Les Chroniques de Sire Jean Froissart/Livre I, Partie I/Chapitre CXLIII

Texte établi par J. A. C. Buchon (Ip. 124-125).
Livre I. — Partie I. [1340]

CHAPITRE CXLIII.


Comment à la requête et prière de madame Jeanne de Valois, sœur du roi de France et mère du comte de Hainaut, les deux rois firent traité de paix.


Ce siége de devant la cité de Tournay dura assez longuement, onze semaines trois jours moins : si pouvez bien croire et savoir qu’il y eut fait plusieurs escarmouches et paletis, tant à assaillir la cité comme ès chevauchées des compagnons bacheleureux l’un sur l’autre. Mais dedans la cité de Tournay avoit très bonne et sage chevalerie, envoyée en garnison de par le roi de France, si comme dessus est dit, qui tellement ensoignèrent et pensèrent que nul dommage ne s’y prit. Or n’est rien, si comme on dit, qui ne prenne fin.

On doit savoir que ce siége pendant, madame Jeanne de Valois, sœur au roi de France et mère au comte Guillaume de Hainaut, travailloit durement d’un ost en l’autre, afin que paix ou répit fût entre ces parties, par quoi on se départit sans bataille. Car la bonne dame véoit là de deux côtés toute la fleur et l’honneur de la chevalerie du monde : si eût vu trop ennuis, pour les grands périls qui en pouvoient venir, que bataille fut adressée entre eux. Et par plusieurs fois la bonne dame étoit chue aux pieds du roi de France son frère, en lui priant que répit ou traité d’accord fût pris entre lui et le roi anglois. Et quand la bonne dame avoit travaillé à ceux de France, elle s’en venoit à ceux de l’Empire, espécialement au duc de Brabant et au marquis de Juliers son fils qui avoit eu sa fille[1], et à messire Jean de Hainaut, et leur prioit que pour Dieu et pour pitié, ils voulsissent entendre à aucun traité d’accord, et avoier le roi d’Angleterre à ce qu’il y voulsit descendre.

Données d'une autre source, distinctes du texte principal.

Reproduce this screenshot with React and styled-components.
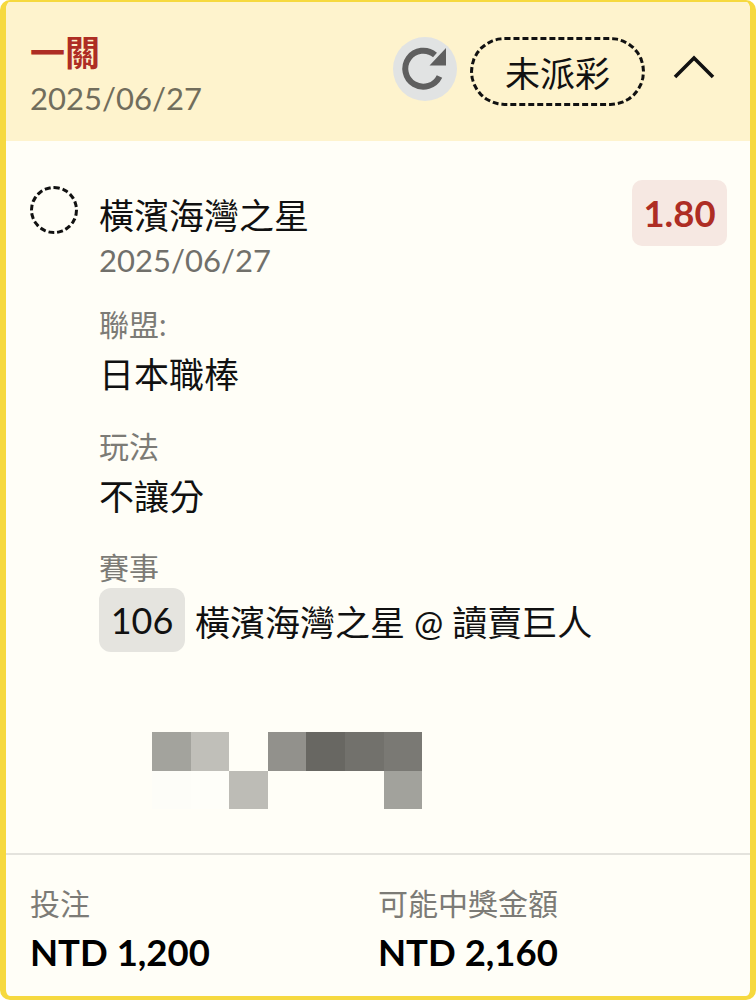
import React from "react";
import styled, { createGlobalStyle } from "styled-components";

const GlobalStyle = createGlobalStyle`
  html, body {
    margin: 0;
    padding: 0;
    background: #ffffff;
    font-family: Lato, "Noto Sans CJK TC", sans-serif;
  }
`;

const mosaicCells = [
  "#a3a39d", "#c0bfb9", null, "#92918c", "#686762", "#72716c", "#7a7974",
  "#fdfdf8", "#fefef9", "#bdbcb6", null, null, null, "#a2a29c",
];

function App() {
  return (
    <>
      <GlobalStyle />
      <Card>
        <Header>
          <HeaderInfo>
            <ParlayTitle>一關</ParlayTitle>
            <HeaderDate>2025/06/27</HeaderDate>
          </HeaderInfo>
          <HeaderActions>
            <RefreshButton>
              <svg width="64" height="64" viewBox="0 0 64 64">
                <path
                  d="M46.5 39.5A18 18 0 1 1 42 18"
                  fill="none"
                  stroke="#5f5f5f"
                  strokeWidth="6"
                />
                <path d="M53 11v17.5H36.5z" fill="#5f5f5f" />
              </svg>
            </RefreshButton>
            <StatusPill>未派彩</StatusPill>
            <Chevron>
              <svg width="44" height="26" viewBox="0 0 44 26">
                <path
                  d="M3 23L22 4l19 19"
                  fill="none"
                  stroke="#111"
                  strokeWidth="3.6"
                />
              </svg>
            </Chevron>
          </HeaderActions>
        </Header>

        <Body>
          <SelectionRow>
            <RadioMark />
            <SelectionMain>
              <TeamName>橫濱海灣之星</TeamName>
              <SelectionDate>2025/06/27</SelectionDate>
            </SelectionMain>
            <OddsBadge>1.80</OddsBadge>
          </SelectionRow>

          <Details>
            <DetailBlock>
              <DetailLabel>聯盟:</DetailLabel>
              <DetailValue>日本職棒</DetailValue>
            </DetailBlock>
            <DetailBlock>
              <DetailLabel>玩法</DetailLabel>
              <DetailValue>不讓分</DetailValue>
            </DetailBlock>
            <DetailBlock>
              <DetailLabel>賽事</DetailLabel>
              <MatchRow>
                <MatchNumber>106</MatchNumber>
                <MatchName>橫濱海灣之星 @ 讀賣巨人</MatchName>
              </MatchRow>
            </DetailBlock>
          </Details>

          <Mosaic>
            {mosaicCells.map((color, i) => (
              <MosaicCell key={i} $color={color} />
            ))}
          </Mosaic>
        </Body>

        <Footer>
          <FooterColumn>
            <FooterLabel>投注</FooterLabel>
            <FooterAmount>NTD 1,200</FooterAmount>
          </FooterColumn>
          <FooterColumn>
            <FooterLabel>可能中獎金額</FooterLabel>
            <FooterAmount>NTD 2,160</FooterAmount>
          </FooterColumn>
        </Footer>
      </Card>
    </>
  );
}

export default App;

const Card = styled.div`
  box-sizing: border-box;
  width: 756px;
  height: 1000px;
  display: flex;
  flex-direction: column;
  background: #fffef7;
  border: solid #f6d93f;
  border-width: 2px 6px 4px 6px;
  border-radius: 10px;
  overflow: hidden;
`;

const Header = styled.div`
  box-sizing: border-box;
  height: 139px;
  flex-shrink: 0;
  display: flex;
  justify-content: space-between;
  padding: 30px 34px 0 24px;
  background: #fef3cd;
`;

const HeaderInfo = styled.div`
  display: flex;
  flex-direction: column;
`;

const ParlayTitle = styled.div`
  font-size: 35px;
  line-height: 40px;
  font-weight: 700;
  color: #ae2d24;
`;

const HeaderDate = styled.div`
  font-size: 31px;
  line-height: 42px;
  margin-top: 5px;
  color: #716d5c;
`;

const HeaderActions = styled.div`
  display: flex;
  align-items: flex-start;
`;

const RefreshButton = styled.div`
  width: 64px;
  height: 64px;
  margin-top: 5px;
  border-radius: 50%;
  background: #e1e3e3;
  display: flex;
  align-items: center;
  justify-content: center;
`;

const StatusPill = styled.div`
  box-sizing: border-box;
  width: 175px;
  height: 69px;
  margin: 5px 0 0 13px;
  border: 3px dashed #111;
  border-radius: 35px;
  display: flex;
  align-items: center;
  justify-content: center;
  font-size: 35px;
  color: #111;
`;

const Chevron = styled.div`
  margin: 22px 0 0 27px;
  display: flex;
`;

const Body = styled.div`
  flex: 1;
  padding: 39px 23px 0 24px;
  border-bottom: 2px solid #e4e3dd;
`;

const SelectionRow = styled.div`
  display: flex;
  align-items: flex-start;
`;

const RadioMark = styled.div`
  box-sizing: border-box;
  width: 48px;
  height: 48px;
  margin-top: 6px;
  flex-shrink: 0;
  border: 3px dashed #111;
  border-radius: 50%;
`;

const SelectionMain = styled.div`
  flex: 1;
  margin: 12px 0 0 21px;
`;

const TeamName = styled.div`
  font-size: 35px;
  line-height: 46px;
  color: #111;
`;

const SelectionDate = styled.div`
  font-size: 31px;
  line-height: 40px;
  margin-top: 2px;
  color: #71706b;
`;

const OddsBadge = styled.div`
  box-sizing: border-box;
  width: 95px;
  height: 66px;
  border-radius: 10px;
  background: #f6e8e2;
  display: flex;
  align-items: center;
  justify-content: center;
  font-size: 36.5px;
  font-weight: 700;
  color: #ae2d24;
`;

const Details = styled.div`
  display: flex;
  flex-direction: column;
  gap: 23.5px;
  margin: 25px 0 0 69px;
`;

const DetailBlock = styled.div`
  display: flex;
  flex-direction: column;
`;

const DetailLabel = styled.div`
  font-size: 30px;
  line-height: 38px;
  margin-bottom: 2px;
  color: #7c7b76;
`;

const DetailValue = styled.div`
  font-size: 35px;
  line-height: 58px;
  color: #111;
`;

const MatchRow = styled.div`
  display: flex;
  align-items: center;
`;

const MatchNumber = styled.div`
  box-sizing: border-box;
  width: 86px;
  height: 64px;
  border-radius: 12px;
  background: #e5e4df;
  display: flex;
  align-items: center;
  justify-content: center;
  font-size: 36px;
  color: #111;
`;

const MatchName = styled.div`
  margin-left: 10px;
  font-size: 35px;
  color: #111;
`;

const Mosaic = styled.div`
  display: grid;
  grid-template-columns: repeat(7, 38.6px);
  grid-auto-rows: 38.5px;
  margin: 80px 0 0 122px;
`;

const MosaicCell = styled.div`
  background: ${(p) => p.$color || "transparent"};
`;

const Footer = styled.div`
  box-sizing: border-box;
  height: 141px;
  flex-shrink: 0;
  display: grid;
  grid-template-columns: 348px 1fr;
  padding: 25px 24px 0;
`;

const FooterColumn = styled.div`
  display: flex;
  flex-direction: column;
`;

const FooterLabel = styled.div`
  font-size: 30px;
  line-height: 47px;
  color: #7c7b76;
`;

const FooterAmount = styled.div`
  font-size: 36.5px;
  line-height: 50px;
  font-weight: 700;
  color: #000;
`;
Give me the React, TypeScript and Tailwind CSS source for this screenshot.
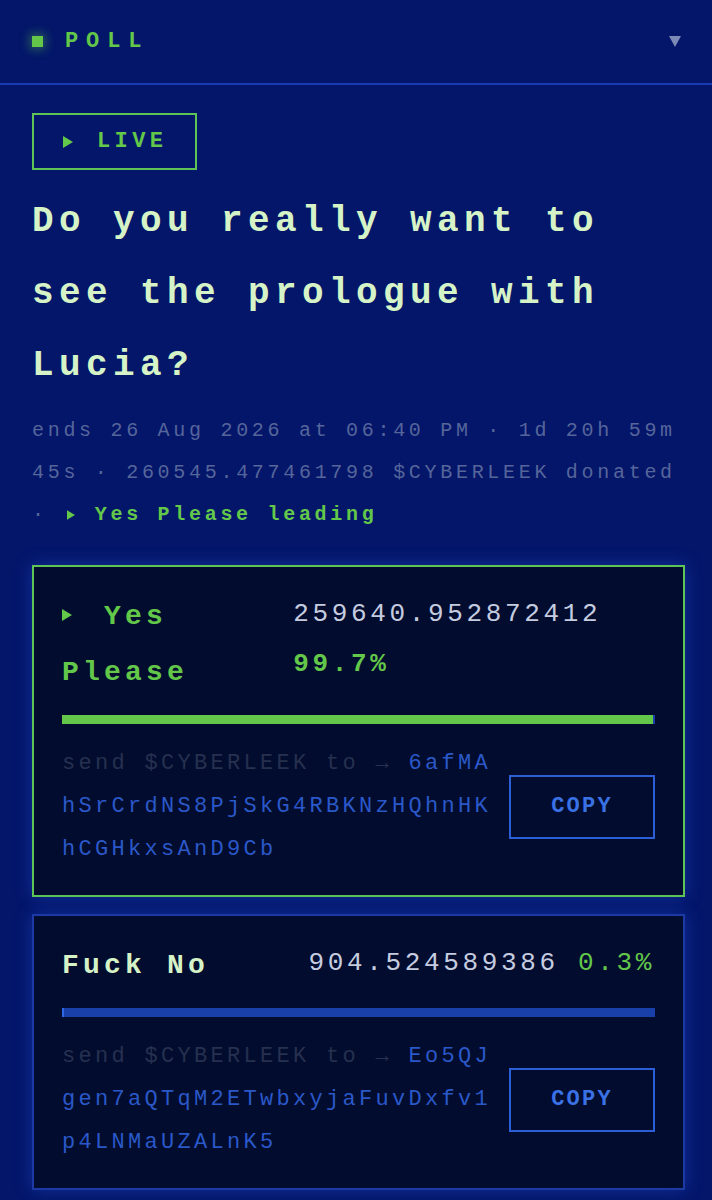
import React from "react";

type Option = {
  name: string;
  amount: string;
  pct: number;
  address: string;
  leading?: boolean;
};

const options: Option[] = [
  {
    name: "Yes Please",
    amount: "259640.952872412",
    pct: 99.7,
    address: "6afMAhSrCrdNS8PjSkG4RBKNzHQhnHKhCGHkxsAnD9Cb",
    leading: true,
  },
  {
    name: "Fuck No",
    amount: "904.524589386",
    pct: 0.3,
    address: "Eo5QJgen7aQTqM2ETwbxyjaFuvDxfv1p4LNMaUZALnK5",
  },
];

const Tri = ({ className }: { className?: string }) => (
  <svg viewBox="0 0 10 12" className={className} fill="currentColor">
    <polygon points="0,0 10,6 0,12" />
  </svg>
);

const OptionCard = ({ option }: { option: Option }) => {
  const lead = option.leading;
  return (
    <div
      className={`border-2 bg-[#020c2e] px-[28px] pt-[22px] pb-[24px] shadow-[0_0_16px_rgba(40,80,210,0.45)] ${
        lead ? "border-[#5ec456]" : "border-[#1c3aa6]"
      }`}
    >
      <div className="flex items-start justify-between gap-4">
        <div
          className={`min-w-0 text-[28px] font-bold leading-[56px] tracking-[0.15em] ${
            lead ? "text-[#63c84a]" : "text-[#d6f3c8]"
          }`}
        >
          {lead && (
            <span className="inline-flex w-[42px] items-center align-middle">
              <Tri className="h-[12px] w-[10px] -translate-y-[2px]" />
            </span>
          )}
          {option.name}
        </div>
        <div className="min-w-0 text-left text-[26px] leading-[50px] tracking-[0.14em] text-[#c6cce0]">
          {option.amount}{" "}
          <span className={`text-[#63c84a] ${lead ? "font-bold" : ""}`}>
            {option.pct}%
          </span>
        </div>
      </div>

      <div className="mt-[14px] h-[9px] w-full bg-[#1840a8]">
        <div
          className={`h-full ${lead ? "bg-[#63c84a]" : "bg-[#2e66e6]"}`}
          style={{ width: `${option.pct}%` }}
        />
      </div>

      <div className="mt-[18px] flex items-center gap-4">
        <p className="min-w-0 flex-1 text-[22px] leading-[43px] tracking-[0.15em] text-[#26304f]">
          send $CYBERLEEK to →{" "}
          <span className="break-all text-[#2a58c8]">{option.address}</span>
        </p>
        <button className="h-[64px] w-[146px] shrink-0 border-2 border-[#2c5fd6] text-[22px] font-bold tracking-[0.1em] text-[#3a72e6]">
          COPY
        </button>
      </div>
    </div>
  );
};

export default function App() {
  return (
    <div className="min-h-screen bg-[#03166a] font-['Liberation_Mono',monospace]">
      <header className="flex h-[85px] items-center justify-between border-b-2 border-[#1a3cb2] pr-[31px] pl-8">
        <div className="flex items-center gap-[22px]">
          <span className="size-[11px] bg-[#63c84a] shadow-[0_0_10px_3px_rgba(99,200,74,0.35)]" />
          <span className="text-[22px] font-bold tracking-[0.36em] text-[#63c84a]">
            POLL
          </span>
        </div>
        <svg viewBox="0 0 12 11" className="h-[11px] w-[12px] text-[#7d8ab8]" fill="currentColor">
          <polygon points="0,0 12,0 6,11" />
        </svg>
      </header>

      <main className="pt-[28px] pr-[27px] pb-6 pl-8">
        <div className="flex h-[57px] w-[165px] items-center gap-[24px] border-2 border-[#5ec456] pl-[29px] text-[#63c84a]">
          <Tri className="h-[12px] w-[10px]" />
          <span className="text-[22px] font-bold tracking-[0.2em]">LIVE</span>
        </div>

        <h1 className="mt-4 text-[36px] font-bold leading-[72px] tracking-[0.15em] text-[#d6f3c8]">
          Do you really want to see the prologue with Lucia?
        </h1>

        <p className="mt-2 text-[20px] leading-[42px] tracking-[0.185em] text-[#56659a]">
          ends 26 Aug 2026 at 06:40 PM · 1d 20h 59m 45s · 260545.477461798
          $CYBERLEEK donated ·{" "}
          <span className="font-bold text-[#63c84a]">
            <span className="inline-flex w-[15.7px] items-center justify-center">
              <Tri className="h-[10px] w-[8px]" />
            </span>{" "}
            Yes Please leading
          </span>
        </p>

        <div className="mt-[29px] flex flex-col gap-[17px]">
          {options.map((o) => (
            <OptionCard key={o.name} option={o} />
          ))}
        </div>
      </main>
    </div>
  );
}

Tant alla et tant procura la bonne dame entre ces seigneurs, avec l’aide et le conseil d’un gentil chevalier et sage, qui étoit moult bien de toutes les parties, qui s’appeloit messire Louis d’Angimont, que une journée de traiter fût accordée à lendemain, là où chacune des parties devoit envoyer quatre personnes suffisans pour traiter toutes bonnes voies pour accorder les dites parties, s’il plaisoit à Dieu, et souffrance de trois jours que l’un ne pouvoit ni devoit forfaire sur l’autre ; et se devoient assembler ces traiteurs en une chapelle séant en my les champs, qu’on appelle Esplechin. Lendemain, après messe et après boire, les traiteurs vinrent ensemble en la dite chapelle, et la dessus dite bonne dame avec eux. De la partie du roi de France y furent envoyés Jean le roi de Behaigne, Charles le comte d’Alençon, frère du roi, l’évêque de Liége, le comte de Flandre et le comte d’Armagnac[2].

De la partie du roi d’Angleterre y furent envoyés le duc de Brabant, l’évêque de Lincolle, le duc de Guerles, le marquis de Juliers et messire Jean de Hainaut.

  1. Le marquis de Juliers avait épousé Jeanne de Hainaut, fille de la comtesse, laquelle Jeanne était morte en 1337.
  2. Dans la charte de cette trêve rapportée par Rymer, on trouve nommés parmi les plénipotentiaires français, au lieu du comte de Flandre, Raoul, duc de Lorraine, et Ayme, comte de Savoie ; et parmi les plénipotentiaires du roi d’Angleterre, il n’est point fait mention de l’évêque de Lincoln.